UAE seen as region’s most competitive market:

  • In terms of city competitiveness, Dubai and Abu Dhabi have the highest MENA rankings;
  • Notably, investors ranked Dubai in the first place as the city was top ranked in 10 of the 13 criteria of city competitiveness in the MENA region. Abu Dhabi topped the other 3 out of 13. Collectively therefore the UAE scored highest in all categories of city competitiveness;
  • Investors consistently scored Dubai highly on factors such as infrastructure, connectivity, real estate transparency, quality of life and other attributes.

Saudi Arabia emerges as the preferred market:

  • From being seen as a market of considerable potential in the last survey, Saudi Arabia is now the investors most preferred market and is expected to be the strongest performing in the MENA region;
  • Saudi Arabia is the only MENA market which scores highly on key drivers of strong domestic demand and an energy rich economy. Egypt is the only other MENA market which has similar favourable demographics;
  • Energy-rich Abu Dhabi and Qatar were interesting to investors due to their energy rich economies and the potential for wide scale infrastructure development which were seen as key real estate demand drivers in future. 

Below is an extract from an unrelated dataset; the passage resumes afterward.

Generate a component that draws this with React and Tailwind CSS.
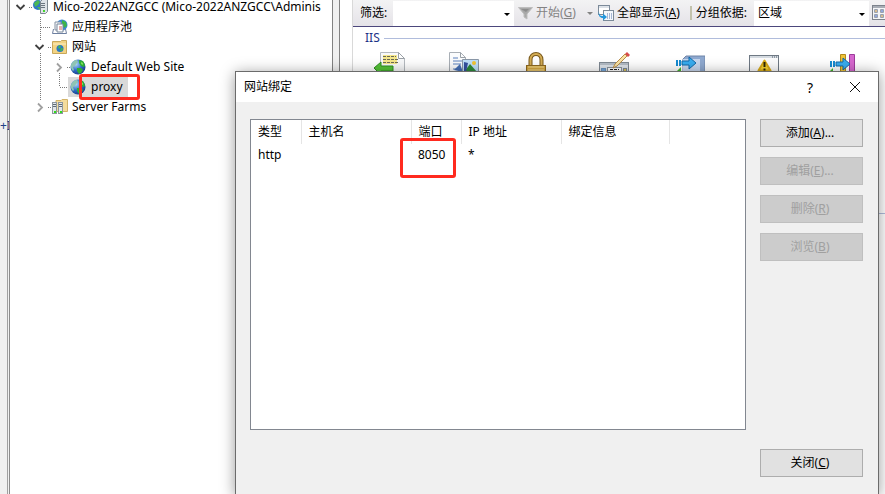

Reality check across all markets: 

  • Presently, investors are slightly more bearish about most MENA markets than six months ago but still expect to witness an increase in real estate values over the next twelve months with the exception of Dubai
  • Saudi Arabia is expected to lead the growth in MENA real estate values over the next twelve months, followed by Egypt, Abu Dhabi and Qatar.

Clearer regulations remain a priority for investors: 

  • Factors such as market regulation and legislation continue to influence investment decision making;
  • Improved transparency remains an issue for many investors but has now dropped in importance, largely due to the current economic environment where managing broader financial and market risks have taken precedence.